Die lokale Bevölkerung kotzt. Und der geht es nicht um die paar Bellini als Apéritif, 1948 kreiert von Giuseppe Cipriani in der legendären „Harry's Bar“, oder die temporäre Übernahme der Originalschauplätze. Es geht um das Zeichen: eine allem Gemeinsinn entrückte Superelite feiert sich maßlos dekadent selbst für ein paar gefühlige Bildchen in der zweifelsfrei noch immer representativen, aber todgeweihten Serenissima, dem illustren Opfer und urbanen Sinnbild für die Folgen des menschgemachten globalen Klimawandels.
Wie zum Spott kreisen Myriaden von Privatjets, ressourcengierige Genitalprothetik schamfreier Gliedvorzeiger, als Sinnbild der Verantwortung für den Niedergang über der Lagune wie die Fliegen über dem Haufen, während Frank und Brigitte Mustermann ihre Joghurtbecher spült, bevor die in den gelben Sack gesteckt werden und sich die Nutella vom verhärmten Munde abspart, um das Habitat der letzten Orang Utans zu schonen.
„Scheiß drauf“, scheint die Kaste der konjunkturell Unabhängigen statuieren zu wollen und die Braut und Hobbyastronautin Sanchez aka „der Joker“ dauergrient hämisch in die Kameras: „für uns gibt es keine Regeln“, um den Rest des Kuchens auch noch zu beanspruchen.
Da kann man schon mal zucken.
Und spätesten an dieser Stelle entfleucht dem neoliberalen Michel sein reflexhafter Neidvorwurf.
„Nein, du Idiot, mein Leben ist gut und reich und weit wie es ist.
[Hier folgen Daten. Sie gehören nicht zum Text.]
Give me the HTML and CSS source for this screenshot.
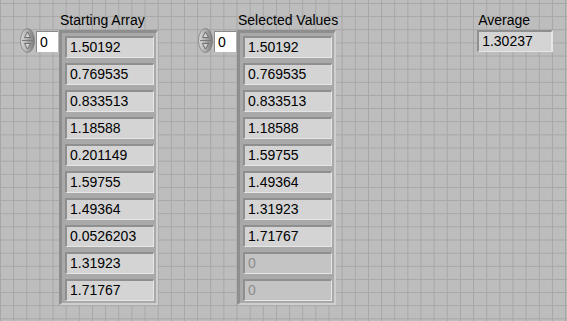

Seit bald sechzig Jahren.“ Natürlich hätte man dem einen oder anderen Arschloch nicht begegnen müssen, klar. Die eine oder andere Erfahrung gerne stecken lassen. Aber was bedeutet das schon auf die ganze Strecke? Eben.
So sehr man sich auch immer wieder über den niedlichen Vortrag des Neidargumentes ärgern mag, das Mittel der rhetorisch Unbewaffneten, so dokumentiert es eben auch den Mangel an echten, belastbaren Argumenten und dechiffriert das Plädoyer als sinnfreie Stammtischrechtmeierei. Eine Art Selbstentzauberung. Man kann an diesem Punkt jede Debatte guten Gewissens abbrechen, weil sie eben keine ist. Auch gut, oder?
Allen einen schönen Restsonntag.
Nachtrag: Wer meinen Text halbwegs aufmerksam gelesen hat und sich nicht gleich vom geteilten Motiv verhaften ließ erkannte schnell, dass es eigentlich gar nicht um den „Bezos un sin Fru“ geht, aber um das Abwürgen von Debatten durch Killerphrasen wie das Neidargument, das Argument der Argumentlosigkeit, weil manche dank ihrer Lochfraßagenda keinen Perspektivwechsel mehr wagen (wollen/können). Das bedeutet ja nicht, dass sie nicht zu ihrer Ausgangsposition zurückkehren sollen, aber Diskussionen mit Scheinargumenten per basta und Diskreditierungen abzukürzen bleibt ein seltsames und egozentrisches Missverständnis von Dialogkultur.